A host of steps must still be taken by the federal government before any final decisions are made on whether to house migrant children in Massachusetts, including on-site visits by the Department of Defense to determine the suitability of either Joint Base Cape Cod or Westover Air Base in Chicopee. A final determination is also likely to be contingent on Congress approving the president’s request for additional funding to deal with the border

“People have a point of view. Actually some of the protests, much of what has been reported anyways, is about immigration reform and not the separate question about what it is we do to shelter kids 17 to three years old, who are here alone, and I tried to make that distinction,” Patrick told reporters Monday.
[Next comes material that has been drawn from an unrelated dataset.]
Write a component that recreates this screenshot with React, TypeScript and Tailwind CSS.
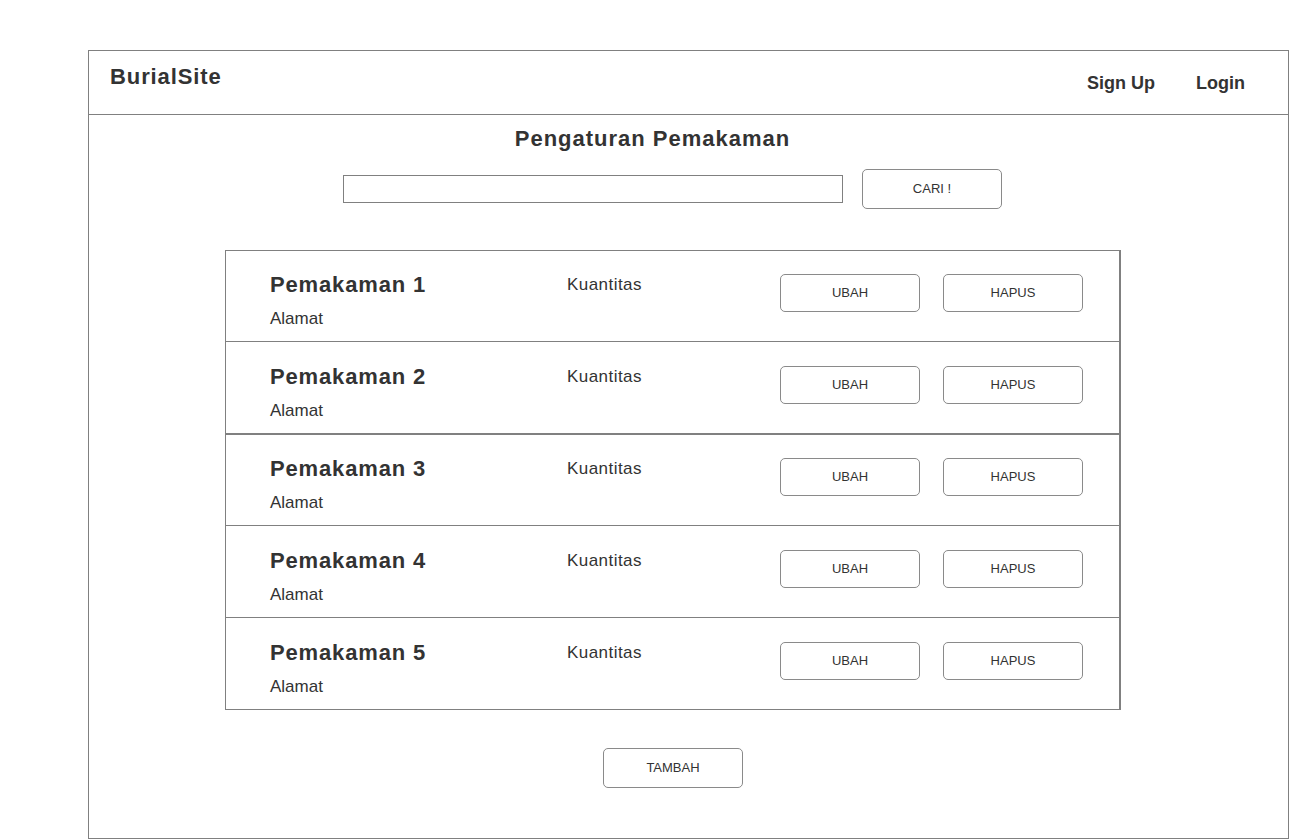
const rows = [
  { n: 1, h: "h-[91px] pt-[21px]" },
  { n: 2, h: "h-[93px] pt-[22px] border-b" },
  { n: 3, h: "h-[91px] pt-[21px]" },
  { n: 4, h: "h-[92px] pt-[22px]" },
  { n: 5, h: "h-[92px] pt-[22px]" },
];

const ActionButton = ({ label }: { label: string }) => (
  <button className="w-[140px] h-[38px] rounded-[5px] border border-[#8a8a8a] bg-white text-[13px] text-[#333]">
    {label}
  </button>
);

export default function App() {
  return (
    <div
      className="min-h-[839px] bg-white text-[#333]"
      style={{ fontFamily: '"Liberation Sans", Arial, sans-serif' }}
    >
      <div className="pt-[50px] pl-[88px]">
        <div className="w-[1201px] h-[789px] border border-[#808080]">
          {/* Header */}
          <div className="h-[64px] border-b border-[#808080] flex items-start justify-between">
            <div className="pl-[21px] pt-[13px] text-[22px] leading-[26px] font-bold tracking-[0.9px]">
              BurialSite
            </div>
            <div className="flex gap-[41px] pt-[20px] pr-[43px] text-[18px] leading-[24px] font-bold">
              <span>Sign Up</span>
              <span>Login</span>
            </div>
          </div>

          {/* Content */}
          <div className="ml-[136px] w-[896px]">
            <h1 className="mt-[11px] pr-[41px] text-center text-[22px] leading-[26px] font-bold tracking-[1px]">
              Pengaturan Pemakaman
            </h1>

            <div className="mt-[17px] flex items-center justify-center gap-[19px] pr-[1px]">
              <input className="w-[500px] h-[28px] border border-[#808080] outline-none" />
              <button className="w-[140px] h-[40px] rounded-[5px] border border-[#8a8a8a] bg-white text-[13px] text-[#333]">
                CARI !
              </button>
            </div>

            {/* List */}
            <div className="mt-[41px] border-l border-r-2 border-b border-[#808080]">
              {rows.map((r) => (
                <div
                  key={r.n}
                  className={`${r.h} border-t border-[#808080] flex items-start pl-[44px]`}
                >
                  <div className="w-[297px]">
                    <div className="text-[22px] leading-[26px] font-bold tracking-[0.85px]">
                      Pemakaman {r.n}
                    </div>
                    <div className="mt-[11px] text-[17px] leading-[20px]">
                      Alamat
                    </div>
                  </div>
                  <div className="w-[213px] text-[17px] leading-[26px] tracking-[0.45px]">
                    Kuantitas
                  </div>
                  <div className="mt-[2px] flex gap-[23px]">
                    <ActionButton label="UBAH" />
                    <ActionButton label="HAPUS" />
                  </div>
                </div>
              ))}
            </div>

            <div className="mt-[38px] flex justify-center">
              <button className="w-[140px] h-[40px] rounded-[5px] border border-[#8a8a8a] bg-white text-[13px] text-[#333]">
                TAMBAH
              </button>
            </div>
          </div>
        </div>
      </div>
    </div>
  );
}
Patrick said he understands the concerns expressed by local officials in Bourne and Chicopee, but stated that comments received by his office “are running something like two- or three-to-one in favor and that, to me, reflects what I understood about the sensibility and the compassion of the people of the Commonwealth.”

“All local officials have been briefed, but I think a lot of local officials are worrying and some of that understandably, about what the impact will be on their local communities when there is none – none,” Patrick said.

Rep. Diehl called on attendees at the Saturday rally to “vote out the people that won’t stand by you, the taxpayer.”

“The federal government now is intruding on our rights by allowing illegal immigrants to stay in our state when we already can’t afford to handle what we’ve got,” Diehl said at the rally.

Rep. Cole called it “wonderful” to see what she described as the “silent majority” speaking out against the governor’s plan.

“Our governor is trying to peddle this off as a crisis, and if you ask me the real crisis is that our veterans are going without, our families, our American families, are living in motels and out on the streets because we don’t have enough resources as it is to take care of the people that we actually have an obligation to,” Cole said.

A Boston Globe poll released last Wednesday showed 50 percent of residents support Patrick’s plan compared to 43 percent opposed, within the 4.9 percent margin of error.

Last week in an appearance on MSNBC, Patrick expressed support for broader immigration reform, but stressed that he has not proposed integrating immigrant children into Massachusetts society. Without invoking the same influx of Irish to Boston that Murray referenced, Patrick also noted historical parallels to the debate.

“It’s not the first time in American history that newcomers have been talked about in terms like that and every time over the course of a century and a half or so of fairly regular immigration, and some of that in waves, we’ve had to endure all of that until we got to our higher and better selves and we’ve been stronger as a nation as we’ve done so,” Patrick told MSNBC host Chris Hayes.

Rep. Lombardo harshly criticized the governor’s ability to care for children from Massachusetts, while Rep. O’Connell ticked off statements made by the governor about the duration and cost of the shelter plan that she considers to be lies.

“Gov. Patrick says that this is a humanitarian crisis and that’s why he must act. Well for 16 months we watched how this governor treated Justina Pelletier. Gov. Patrick, you are no humanitarian,” Lombardo shouted to the crowd outside the State House Saturday, a reference to the girl who was recently returned to her parents’ custody after a struggle through the courts. “Gov. Patrick wants to lecture us on compassion. Where was his compassion when DCF was in shambles and American children were dying almost weekly under the custody of state government?”

O’Connell predicted that it would be more likely for immigrant children brought to Massachusetts to remain here for four years rather than the four months promised by the federal government, claiming that 90 percent would be processed and released into the community to “whomever picks them up, no questions asked.”

“And it’s the policy of the Obama administration not to ask the legal status of anyone who picks up an unaccompanied minor. And guess who picks up illegals. Illegals. And once an illegal is a guardian of an unaccompanied minor they cannot be deported. It is backdoor amnesty,” O’Connell said.

Patrick said on MSNBC that the immigration policy followed by the Obama administration for dealing with unaccompanied minors was signed into law by George W. Bush.